Eventually, they won everyone over with their passion for wine and immediately got to work on their vision for the property. First, they commissioned local architect Steven Puglisi to design a new 14,000-square-foot Tuscan-style estate and tasting room. Warwick, who has a keen eye for details, oversaw much of the design and building process.
“We didn’t want the winery to look like a film set,” he says. “It needed to be a destination. We wanted to make it so lovely for people to come and relax. We want people to keep coming back.”
They decided to name their new winery Villa San-Juliette, after Shakespeare’s “Romeo and Juliet,” which takes place in Verona, Italy. Evidence of this can be seen in the Romeo and Juliet-style balconies that grace the villa—a nod to the romance Lythgoe and Warwick wanted to bring to the property.
However, they quickly found that owning a vineyard isn’t all romance. Challenges have a way of cropping up when least expected. For instance, they discovered that 50% of their grapes—which consisted of Cabernet Sauvignon, Merlot, Petite Syrah, Syrah, Zinfandel and Sauvignon Blanc—had to be replanted due to an outbreak of phylloxera, amicroscopic root insect that attacks the vines.
“Replanting is quite a large project,” says Lythgoe. “You can’t just replace the vines. You have to replace the water lines and the wires that support them.”
There were other challenges, too: wild pigs tearing up the soil, a varmint infestation and a wildfire. The wild pigs proved to be one of the most eye-opening experiences for the first-time vineyard owners.
“The pigs were doing substantial damage to our beautiful property,” recalls Warwick. “In wine country, they shoot them. It’s the only way to get them to leave you alone. On one occasion, which was captured on ‘Corkscrewed,’ we stayed up all night with rifles in our hands to keep guard. Neither one of us had ever handled a gun before. I don’t know what was more terrifying—shooting the pigs, or the thought of us shooting a gun!” And of course, they were also hit with the harsh financial reality of vineyard ownership. They had to wait at least three years to produce a wine. “Our brains were exploding and our bank accounts were empty,” jokes Warwick.
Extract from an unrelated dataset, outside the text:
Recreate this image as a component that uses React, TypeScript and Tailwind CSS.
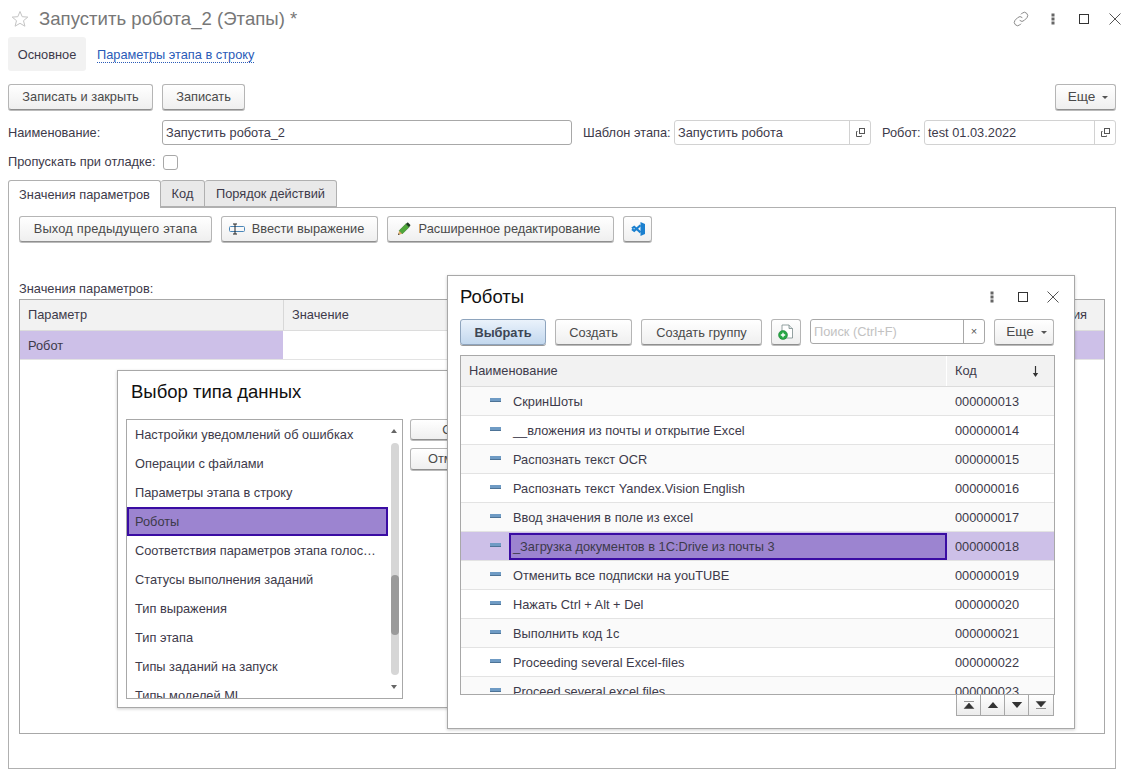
import React from "react";

const btn = "flex items-center justify-center rounded-[3px] border border-[#b5b5b5] border-b-[#8f8f8f] bg-gradient-to-b from-white to-[#efefef] shadow-[0_1px_0_#bbb] text-[#4a4a4a] whitespace-nowrap";

function Star() {
  return (
    <svg width="18" height="18" viewBox="0 0 18 18" fill="none" stroke="#c4c4c4" strokeWidth="1">
      <path d="M9 1.5l2.2 5.2 5.6.4-4.3 3.6 1.4 5.5L9 13.3l-4.9 2.9 1.4-5.5L1.2 7.1l5.6-.4z" />
    </svg>
  );
}

function Dots() {
  return (
    <svg width="4" height="12" viewBox="0 0 4 12" fill="#666">
      <rect x="0.5" y="0.5" width="3" height="3" />
      <rect x="0.5" y="4.5" width="3" height="3" />
      <rect x="0.5" y="8.5" width="3" height="3" />
    </svg>
  );
}

function Maxi() {
  return <div className="w-[10px] h-[10px] border-[1.5px] border-[#333]" />;
}

function Close() {
  return (
    <svg width="12" height="12" viewBox="0 0 12 12" stroke="#555" strokeWidth="1">
      <path d="M0.5 0.5l11 11M11.5 0.5l-11 11" />
    </svg>
  );
}

function OpenIcon() {
  return (
    <svg width="9" height="9" viewBox="0 0 9 9" fill="none" stroke="#555" strokeWidth="1">
      <rect x="3.5" y="0.5" width="5" height="5" />
      <path d="M1.5 3.5h-1v5h5v-1" />
    </svg>
  );
}

function Caret() {
  return <span className="inline-block ml-[7px] w-0 h-0 border-l-[3px] border-r-[3px] border-t-[3px] border-l-transparent border-r-transparent border-t-[#555]" />;
}

function Row({ name, code, odd, selected }: { name: string; code: string; odd: boolean; selected?: boolean }) {
  return (
    <div className={`flex h-[29px] shrink-0 border-b border-[#e3e3e3] ${selected ? "bg-[#cdc0e8]" : odd ? "bg-[#fafafa]" : "bg-white"}`}>
      <div className="w-[486px] shrink-0 flex items-center pl-[29px]">
        <div className="w-[11px] h-[4px] bg-[#6f9bc4] border-b border-[#4d7396] mr-[12px] mb-[3px]" />
        {selected ? (
          <div className="h-[27px] flex-1 flex items-center border-2 border-[#3a0ca3] -ml-[4px] pl-[2px] pt-[1px] bg-[#9c84d0]">{name}</div>
        ) : (
          <span className="pt-[1px]">{name}</span>
        )}
      </div>
      <div className="flex-1 flex items-center pl-[8px] pt-[1px]">{code}</div>
    </div>
  );
}

const robots = [
  ["СкринШоты", "000000013"],
  ["__вложения из почты и открытие Excel", "000000014"],
  ["Распознать текст OCR", "000000015"],
  ["Распознать текст Yandex.Vision English", "000000016"],
  ["Ввод значения в поле из excel", "000000017"],
  ["_Загрузка документов в 1С:Drive из почты 3", "000000018"],
  ["Отменить все подписки на youTUBE", "000000019"],
  ["Нажать Ctrl + Alt + Del", "000000020"],
  ["Выполнить код 1с", "000000021"],
  ["Proceeding several Excel-files", "000000022"],
  ["Proceed several excel files", "000000023"],
];

const types = [
  "Настройки уведомлений об ошибках",
  "Операции с файлами",
  "Параметры этапа в строку",
  "Роботы",
  "Соответствия параметров этапа голос…",
  "Статусы выполнения заданий",
  "Тип выражения",
  "Тип этапа",
  "Типы заданий на запуск",
  "Типы моделей ML",
];

const pager = ["M1 0.5h10M6 2 1.2 7.5h9.6z", "M6 1 .8 7h10.4z", "M6 7 .8 1h10.4z", "M1 7.5h10M6 6 1.2.5h9.6z"];

export default function App() {
  return (
    <div className="relative w-[1129px] h-[772px] overflow-hidden bg-white text-[12.8px] text-[#3d3a4a]" style={{ fontFamily: '"Liberation Sans", Arial, sans-serif' }}>
      <div className="flex items-center h-[37px] pl-[11px] pr-[8px]">
        <Star />
        <div className="ml-[10px] text-[18.6px] text-[#777] flex-1">Запустить робота_2 (Этапы) *</div>
        <svg width="16" height="16" viewBox="0 0 24 24" fill="none" stroke="#777" strokeWidth="1.3" className="mr-[22px]">
          <path d="M10 14a5 5 0 0 0 7 0l4-4a5 5 0 0 0-7-7l-2 2" />
          <path d="M14 10a5 5 0 0 0-7 0l-4 4a5 5 0 0 0 7 7l2-2" />
        </svg>
        <Dots />
        <div className="ml-[24px]"><Maxi /></div>
        <div className="ml-[20px]"><Close /></div>
      </div>

      <div className="flex items-center h-[34px] pl-[8px]">
        <div className="w-[78px] h-[34px] pt-[2px] bg-[#f2f2f2] rounded-[3px] flex items-center justify-center">Основное</div>
        <div className="ml-[11px] text-[#2a5bb8] border-b border-dotted border-[#2a5bb8] leading-[15px] mt-[2px]">Параметры этапа в строку</div>
      </div>

      <div className="flex h-[26px] mt-[13px] px-[8px] mr-[5px]">
        <div className={`${btn} w-[145px]`}>Записать и закрыть</div>
        <div className={`${btn} w-[83px] ml-[9px]`}>Записать</div>
        <div className={`${btn} w-[61px] ml-auto pl-[5px] text-[13.6px]`}>Еще<Caret /></div>
      </div>

      <div className="flex items-center h-[25px] mt-[10px] pl-[8px]">
        <div className="w-[154px]">Наименование:</div>
        <div className="w-[410px] h-[25px] border border-[#a8a8a8] rounded-[3px] flex items-center pl-[3px]">Запустить робота_2</div>
        <div className="ml-[11px] w-[91px]">Шаблон этапа:</div>
        <div className="w-[197px] h-[25px] border border-[#d2d2d2] rounded-[3px] flex items-center pl-[3px]">
          <span className="flex-1">Запустить робота</span>
          <div className="w-[21px] h-full border-l border-[#d2d2d2] flex items-center justify-center"><OpenIcon /></div>
        </div>
        <div className="ml-[11px] w-[42px]">Робот:</div>
        <div className="w-[192px] h-[25px] border border-[#d2d2d2] rounded-[3px] flex items-center pl-[3px]">
          <span className="flex-1">test 01.03.2022</span>
          <div className="w-[21px] h-full border-l border-[#d2d2d2] flex items-center justify-center"><OpenIcon /></div>
        </div>
      </div>

      <div className="flex items-center h-[16px] mt-[9px] pl-[8px]">
        <div className="w-[155px]">Пропускать при отладке:</div>
        <div className="w-[15px] h-[15px] border border-[#a8a8a8] rounded-[3px]" />
      </div>

      <div className="flex h-[28px] mt-[10px] ml-[8px] relative z-10">
        <div className="w-[153px] h-[28px] border border-[#b0b0b0] border-b-0 rounded-t-[3px] bg-white flex items-center justify-center">Значения параметров</div>
        <div className="w-[44px] h-[27px] border border-l-0 border-[#b0b0b0] bg-[#e9e9e9] rounded-t-[3px] flex items-center justify-center">Код</div>
        <div className="w-[132px] h-[27px] border border-l-0 border-[#b0b0b0] bg-[#e9e9e9] rounded-t-[3px] flex items-center justify-center">Порядок действий</div>
      </div>

      <div className="ml-[8px] -mt-[1px] w-[1108px] h-[562px] border border-[#b0b0b0] px-[10px] pt-[8px]">
        <div className="flex h-[26px] gap-[9px]">
          <div className={`${btn} w-[193px] tracking-[0.2px]`}>Выход предыдущего этапа</div>
          <div className={`${btn} w-[157px] pr-[6px]`}>
            <svg width="17" height="12" viewBox="0 0 17 12" fill="none" className="mr-[6px]">
              <rect x="0.5" y="3.5" width="15" height="5" rx="1" stroke="#4a86b8" />
              <path d="M4 1h4M6 1v10M4 11h4" stroke="#222" strokeWidth="1" />
            </svg>
            Ввести выражение
          </div>
          <div className={`${btn} w-[227px] pr-[4px]`}>
            <svg width="14" height="14" viewBox="0 0 14 14" className="mr-[8px]">
              <path d="M1 13l1.2-4.4 3.2 3.2z" fill="#e3b06a" />
              <path d="M2.2 8.6l6.6-6.6 3.2 3.2-6.6 6.6z" fill="#4fa83a" stroke="#2f7a22" strokeWidth="0.6" />
              <path d="M8.8 2l1.4-1.2c.4-.3.7-.3 1 0l2 2c.3.3.3.6 0 1L12 5.2z" fill="#1f3d20" />
              <path d="M1 13l.5-1.7 1.2 1.2z" fill="#333" />
            </svg>
            Расширенное редактирование
          </div>
          <div className={`${btn} w-[29px]`}>
            <svg width="16" height="16" viewBox="0 0 16 16">
              <path d="M10.5 1l4.5 2v10l-4.5 2z" fill="#1b80cf" />
              <path d="M10.5 4.2L4.2 9.8 2 8.2M10.5 11.4L4.2 5.8 2 7.4" fill="none" stroke="#1b80cf" strokeWidth="2.2" />
            </svg>
          </div>
        </div>

        <div className="mt-[37px] h-[21px]">Значения параметров:</div>

        <div className="w-[1086px] h-[435px] border border-[#a8a8a8] -mt-[1px]">
          <div className="flex h-[31px] bg-[#f2f2f2] border-b border-[#dcdcdc]">
            <div className="w-[264px] border-r border-[#d8d8d8] flex items-center pl-[8px]">Параметр</div>
            <div className="flex-1 flex items-center pl-[8px]">Значение</div>
            <div className="flex items-center pr-[17px]">Выражения</div>
          </div>
          <div className="flex h-[29px] border-b border-[#e3e3e3]">
            <div className="w-[263px] bg-[#cdc0e8] flex items-center pl-[8px] pt-[1px]">Робот</div>
            <div className="flex-1 bg-white" />
            <div className="w-[40px] bg-[#cdc0e8]" />
          </div>
        </div>
      </div>

      {/* Окно выбора типа */}
      <div className="absolute left-[117px] top-[370px] w-[400px] h-[338px] bg-white border border-[#a8a8a8] shadow-[0_1px_3px_rgba(0,0,0,0.2)]">
        <div className="pl-[13px] pt-[7px] h-[48px] text-[18.5px] text-[#111]">Выбор типа данных</div>
        <div className="flex ml-[8px]">
          <div className="relative shrink-0 w-[277px] h-[280px] border border-[#a8a8a8] overflow-hidden">
            {types.map((t) =>
              t === "Роботы" ? (
                <div key={t} className="h-[29px] w-[261px] bg-[#9c84d0] border-2 border-[#3a0ca3] pl-[6px] flex items-center">{t}</div>
              ) : (
                <div key={t} className="h-[29px] pl-[8px] flex items-center whitespace-nowrap">{t}</div>
              )
            )}
            <div className="absolute right-[3px] top-[23px] w-[8px] h-[232px] rounded-[4px] bg-[#d6d6d6]" />
            <div className="absolute right-[3px] top-[155px] w-[8px] h-[60px] rounded-[4px] bg-[#9a9a9a]" />
            <div className="absolute right-[5px] top-[9px] w-0 h-0 border-l-[3px] border-r-[3px] border-b-[4px] border-l-transparent border-r-transparent border-b-[#666]" />
            <div className="absolute right-[5px] bottom-[9px] w-0 h-0 border-l-[3px] border-r-[3px] border-t-[4px] border-l-transparent border-r-transparent border-t-[#666]" />
          </div>
          <div className="ml-[7px] flex flex-col gap-[8px]">
            <div className={`${btn} w-[82px] h-[21px]`}>ОК</div>
            <div className={`${btn} w-[82px] h-[22px]`}>Отмена</div>
          </div>
        </div>
      </div>

      {/* Окно Роботы */}
      <div className="absolute left-[447px] top-[275px] w-[628px] h-[454px] bg-white border border-[#a8a8a8] shadow-[0_1px_3px_rgba(0,0,0,0.2)]">
        <div className="flex items-center h-[42px] pl-[12px] pr-[15px] text-[#111]">
          <div className="text-[18.5px] flex-1">Роботы</div>
          <Dots />
          <div className="ml-[24px]"><Maxi /></div>
          <div className="ml-[19px]"><Close /></div>
        </div>
        <div className="flex h-[26px] ml-[12px] mt-[1px]">
          <div className="w-[86px] pt-[1px] flex items-center justify-center rounded-[3px] border border-[#8ea4bd] bg-gradient-to-b from-[#eaf2fb] to-[#c3d8ee] shadow-[0_1px_0_#999] font-bold text-[#3d4654]">Выбрать</div>
          <div className={`${btn} w-[77px] ml-[9px] pt-[1px]`}>Создать</div>
          <div className={`${btn} w-[121px] ml-[9px] pt-[1px]`}>Создать группу</div>
          <div className={`${btn} w-[30px] ml-[9px]`}>
            <svg width="16" height="16" viewBox="0 0 16 16">
              <path d="M4 1h7l3.5 3.5V14H4z" fill="#fff" stroke="#7a8a8a" strokeWidth="0.8" />
              <path d="M11 1v3.5h3.5" fill="#dfe6e6" stroke="#7a8a8a" strokeWidth="0.8" />
              <circle cx="5" cy="11" r="4.5" fill="#26a745" stroke="#1a7d33" strokeWidth="0.5" />
              <path d="M2.8 11h4.4M5 8.8v4.4" stroke="#fff" strokeWidth="1.3" />
            </svg>
          </div>
          <div className="w-[175px] h-[25px] ml-[9px] border border-[#a8a8a8] rounded-[3px] flex items-center pl-[3px] text-[#c2c2c2]">
            <span className="flex-1">Поиск (Ctrl+F)</span>
            <div className="w-[21px] h-full border-l border-[#a8a8a8] flex items-center justify-center text-[#555] text-[11px]">×</div>
          </div>
          <div className={`${btn} w-[60px] ml-[9px] pl-[5px] pt-[1px] text-[13.6px]`}>Еще<Caret /></div>
        </div>
        <div className="relative w-[595px] h-[340px] ml-[12px] mt-[10px] border border-[#a8a8a8] overflow-hidden">
          <div className="flex h-[31px] bg-[#f2f2f2] border-b border-[#dcdcdc]">
            <div className="w-[486px] border-r border-white flex items-center pl-[8px]">Наименование</div>
            <div className="flex-1 flex items-center pl-[8px]">
              <span className="flex-1">Код</span>
              <svg width="7" height="11" viewBox="0 0 7 11" className="mr-[15px]">
                <path d="M3.5 0v8" stroke="#333" strokeWidth="1.2" />
                <path d="M.8 7h5.4L3.5 11z" fill="#333" />
              </svg>
            </div>
          </div>
          {robots.map((r, i) => (
            <Row key={r[1]} name={r[0]} code={r[1]} odd={i % 2 === 0} selected={i === 5} />
          ))}
        </div>
        <div className="flex justify-end mr-[20px]">
          <div className="flex border border-t-0 border-[#a8a8a8] h-[21px] bg-gradient-to-b from-white to-[#ececec]">
            {pager.map((d, i) => (
              <div key={i} className={`w-[24px] flex items-center justify-center ${i < 3 ? "border-r border-[#a8a8a8]" : ""}`}>
                <svg width="12" height="8" viewBox="0 0 12 8" fill="#333" stroke={i === 0 || i === 3 ? "#333" : "none"} strokeWidth="0.5">
                  <path d={d} />
                </svg>
              </div>
            ))}
          </div>
        </div>
      </div>
    </div>
  );
}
Despite those challenges, the partners forged on, determined to make their dream a reality. They eventually hired their first president and chief operating officer, and acclaimed Hearst Ranch winemaker Adam LaZarre, who brought the estate’s first vintage to fruition in May 2008. Today, he crafts their diverse collection of vintages—including Cabernet Sauvignon, Cabernet Franc, Grenache, Petit Verdot, Merlot, Malbec, Petit Syrah, “Chorum” blends, Rosé, Pinot Gris, Sauvignon Blanc and a “fabulous Albariño right now,” says Warwick.
Last year, Matt Ortman came on board as winemaker and COO. He is responsible for the estate’s Fat Monk wines, which are sourced from Villa San-Juliette and blended with grapes from the Central Coast. The Fat Monk name hinges on a legend involving a monk who sought to create the perfect wine by experimenting with the vines at hand to come up with “a fat, robust, perfectly balanced wine.” Explains Lythgoe: “Allegedly, there was a monastery in the hills of San Miguel at one time, so it’s not entirely made up.”
With its deeply sweeping hillsides and sun-kissed vines, it is not surprising that there are myths surrounding the Villa San-Juliette topography. The landscape has an almost mythic quality about it—a place where people go to plant the seeds of a dream and watch them grow. You might say it is a site of beginnings. Marriages have even been hatched on its grounds, including that of “So You Think You Can Dance” costars Alison Holker and Stephen “Twitch” Boss in 2013. Concludes Lythgoe: “To be able to drink your own wine while overlooking your vines…is it not the dream of everybody?”